A Shared House received international critical acclaim. It was titled "The Best Web Series of 2015" by critics and was given a 9/10 rating by The Au/Review.
Both Woodward and Lundberg were praised in the industry for what they were able to accomplish within the strict budget limitations.

A Shared House saw a healthy viewership on YouTube. Season One struggled on its first weekend online as it went live on the same day as the November 2015 Paris Attacks.

Despite this, the show had strong growth and the producers released an additional version with Chinese-Mandarin subtitles in January 2016.

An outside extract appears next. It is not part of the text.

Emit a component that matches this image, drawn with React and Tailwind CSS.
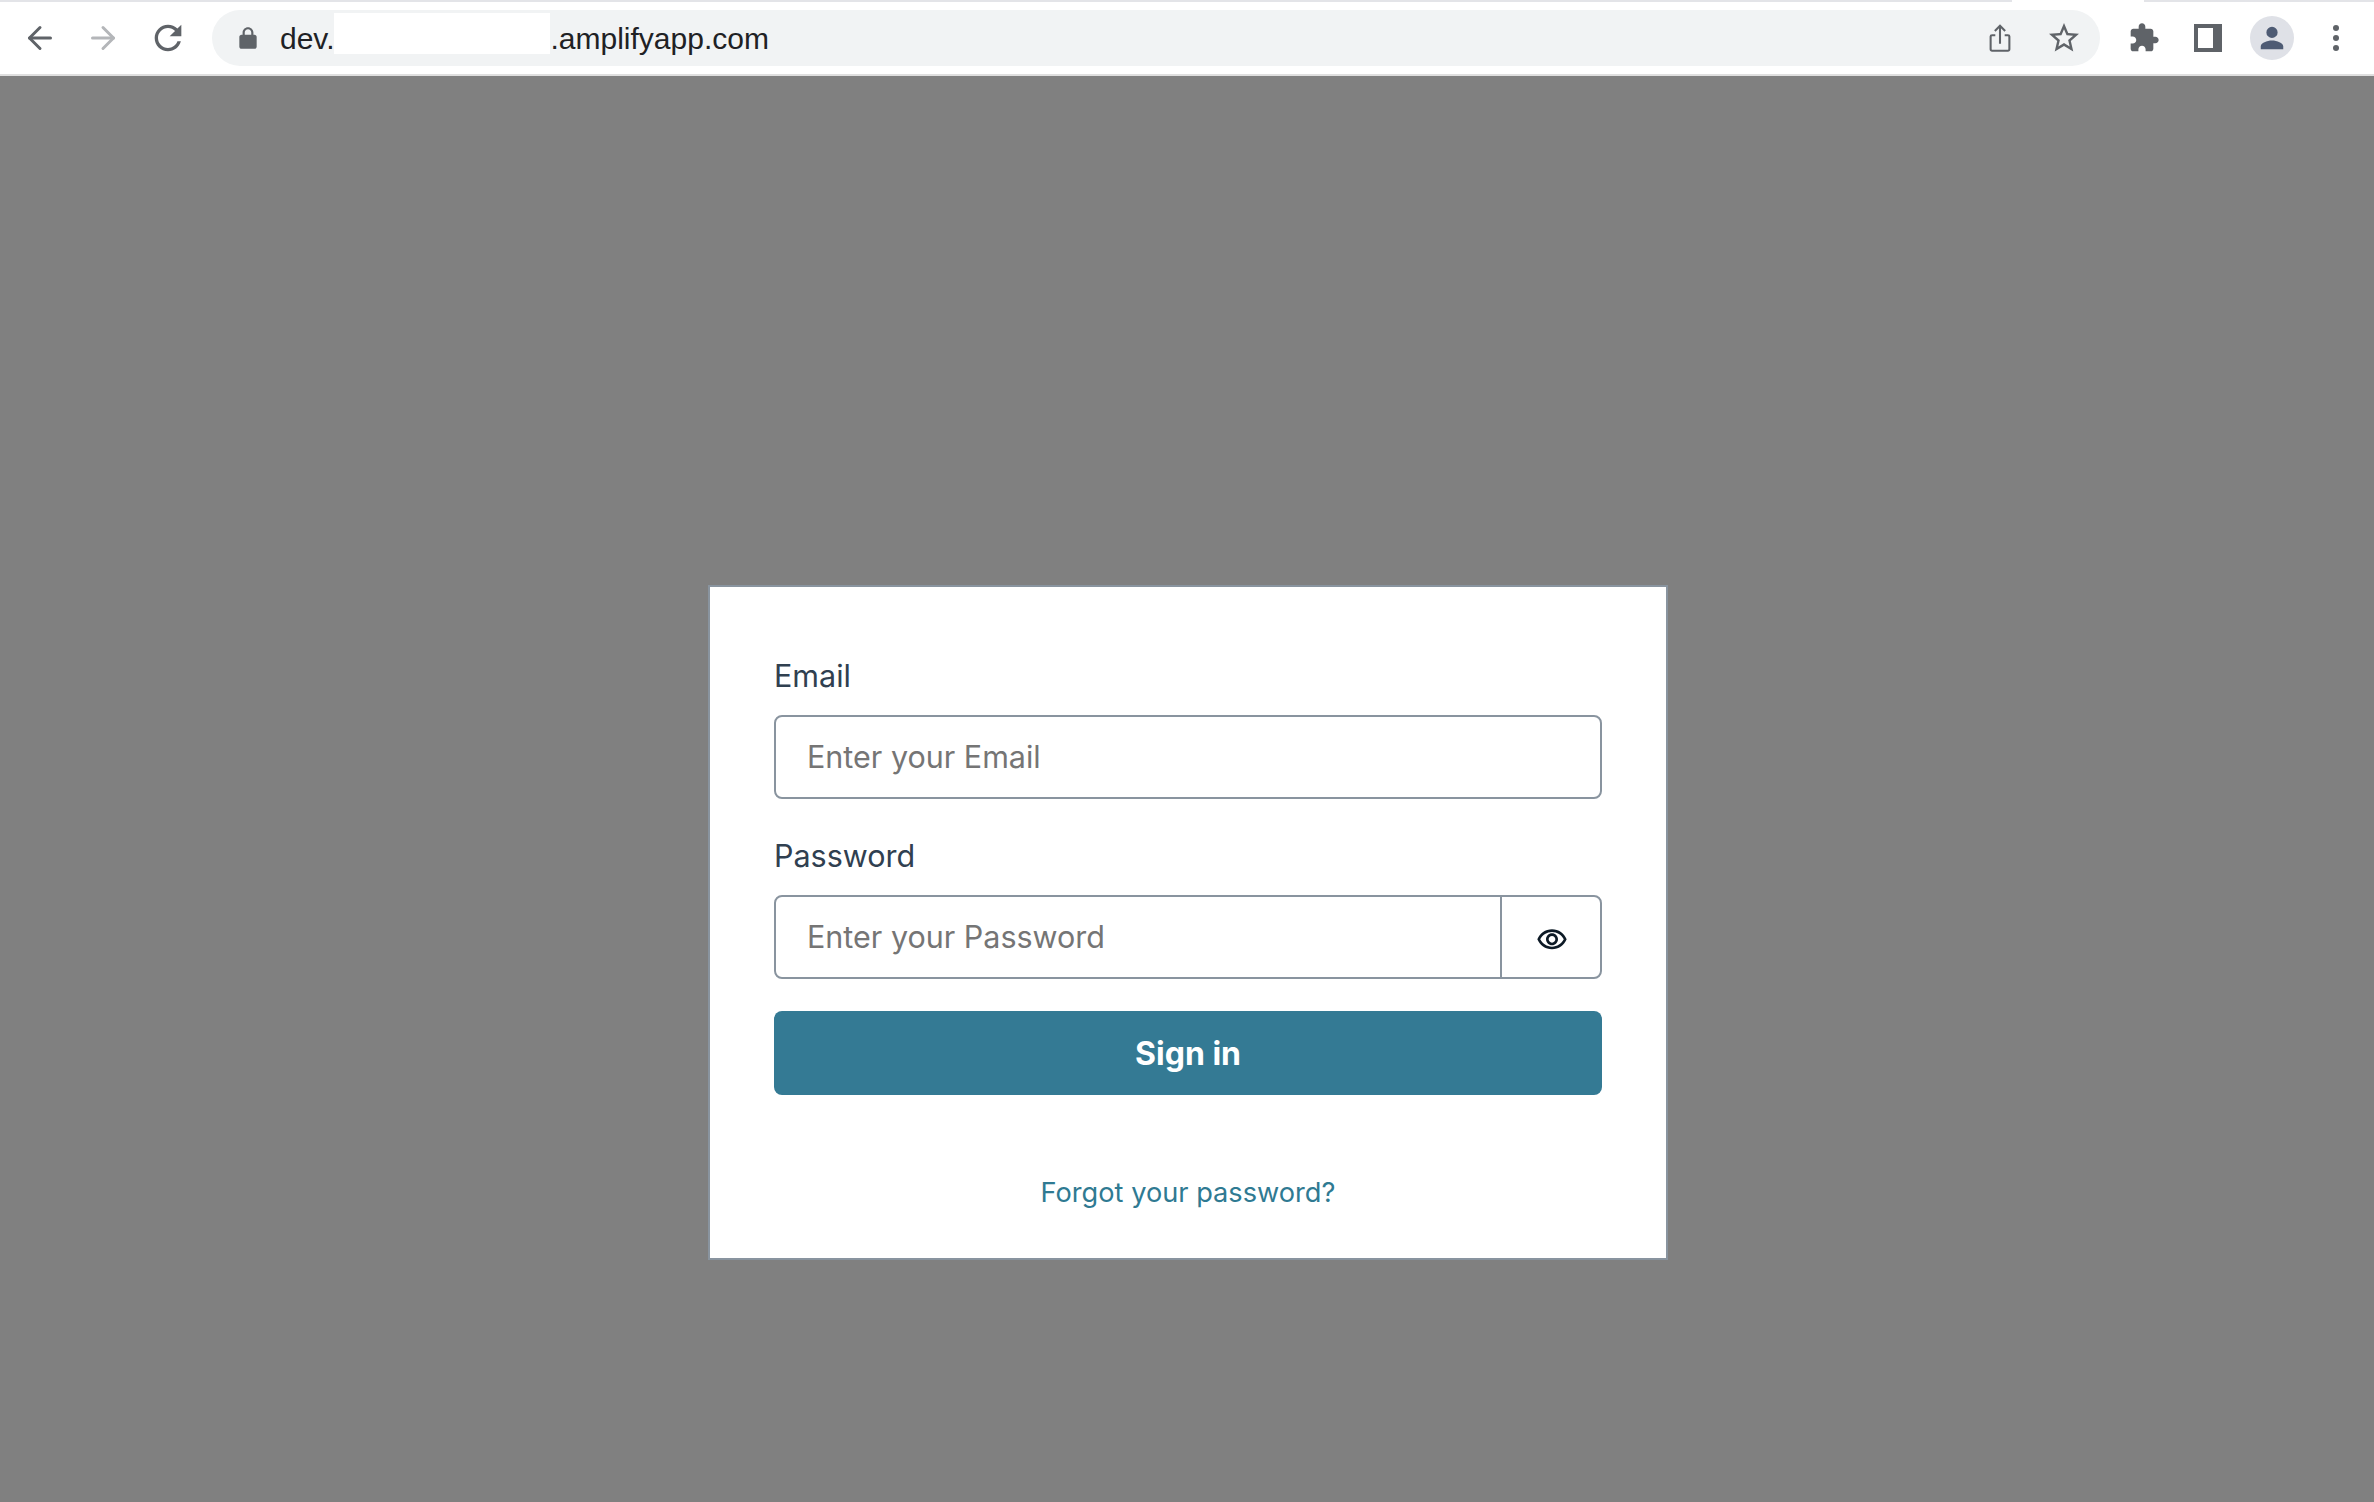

===Awards and nominations===

Best Web Series - Toronto Independent Film Awards, Best Web/TV Series - Chicago Amarcord TV Fest, Best International Web Series - NYC Web Fest, Best Ensemble Cast - NYC Web Fest
Best Dramedy - NYC Web Fest, Best International Web Series - NYC Web Fest, Best International Dramedy Series- Miami Web Fest, Best International Comedy Series - Miami Web Fest,
Joshua Lundberg, Outstanding Writer, Comedy - Los Angeles Web Series Festival
Georgia Woodward, Outstanding Actress, Comedy - Los Angeles Web Series Festival
David Halgren, Outstanding Actor, Comedy - Los Angeles Web Series Festival
Nick Dale, Outstanding Supporting Actor, Comedy - Los Angeles Web Series Festival

A Shared House started its festival run with an Official Selection at the Los Angeles Web Festival at Warner Brothers Studios in California. It was Nominated for four awards including Outstanding Lead Actor for David Halgren, Outstanding Lead Actress for Georgia Woodward and Outstanding Guest Actor for Nick Dale. The show was nominated for Outstanding Writing in a Comedy Series.

A Shared House won the Outstanding Writing in a Comedy Series at the festival as well as Outstanding Guest Actor for Nick Dale.